Availability of Group I base oils had been partly impacted by a brief shutdown at Paulsboro’s Group I facility in late May, along with a pick-up in demand on the domestic front and from the export market. A tight scenario in Europe enticed spot cargoes away from the U.S. supply system, while increased buying interest from Mexico and West Coast South America also drew on supplies from the U.S. Buying interest from Brazil was steady to softer, with transactions having been hindered by steeper prices in the U.S., reduced spot availability, logistical issues and flooding in a key industrial region of Brazil.

The Group II segment also experienced some effects from a partial shutdown at Motiva’s Group II facility in May, which was reported to have only affected the low-viscosity grades. 

While supplies in the Group III segment were plentiful, the 6-centiStoke and 8-cSt grades enjoyed improved buying interest, and spot prices stabilized. The U.S. continued to draw ample volumes from Asia and the Middle East given steady demand and attractive prices compared to other regions, coupled with the fact that domestic production is not sufficient to cover growing product needs.

Meanwhile, rerefiners received an increased number of inquiries for additional volumes of Group II, Group II+ and Group III grades to fill some of the domestic supply gaps in May, and rerefining plants were run at top rates to meet the burgeoning requirements. Rerefiners also mentioned that there had been an increase in used oil collection rates—an indication that lubricant consumption had been stronger. 

Most base oil segments saw an uptick in requirements as participants build inventories to cover potential production disruptions during the Atlantic hurricane season, which was predicted to be more intense than in the previous two years, with several severe storms and hurricanes forecast to hit the U.S. Gulf Coast between June 1 and November 30. Most of the activity is expected to occur in August and September.

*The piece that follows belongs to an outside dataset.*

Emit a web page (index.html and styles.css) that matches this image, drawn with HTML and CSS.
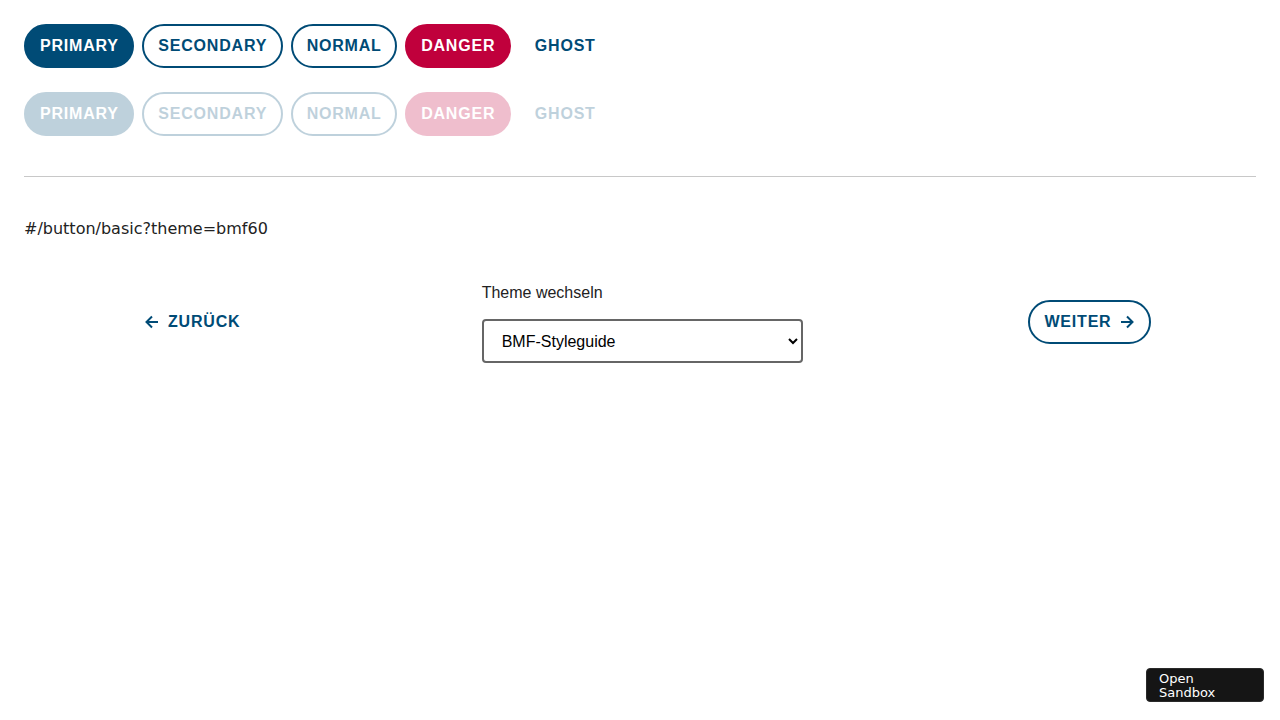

Amidst the busy base oil market scenario, blenders were dealing with a storm of their own as they encountered difficulties in transferring base oil and additive price increases down the supply chain. Base oil producers had introduced increases in March and April, and additive suppliers announced price markups between 8% and 10% for May. Given plentiful finished product supplies, there continued to be competitive actions among manufacturers, making it difficult to implement the proposed price markups. 

Several independent finished product manufacturers and at least two majors announced price increases of up to 10%-15% to offset the higher cost of base oils, additives, packaging and transportation, for May and June implementation. Some of the increases went through despite consumer resistance and ongoing competition among sellers, and a number of suppliers continued to assess the rates of implementation before announcing markups of their own.

Base oil market participants expressed some concerns about the second half of the year and prepared for the lows that were likely to follow the highs experienced in the summer. Historically, base oil demand has always slowed down once the summer gets underway, with inventories starting to build and prices coming under pressure, but any unexpected events could upset the delicate balance that both buyers and suppliers work so diligently to achieve.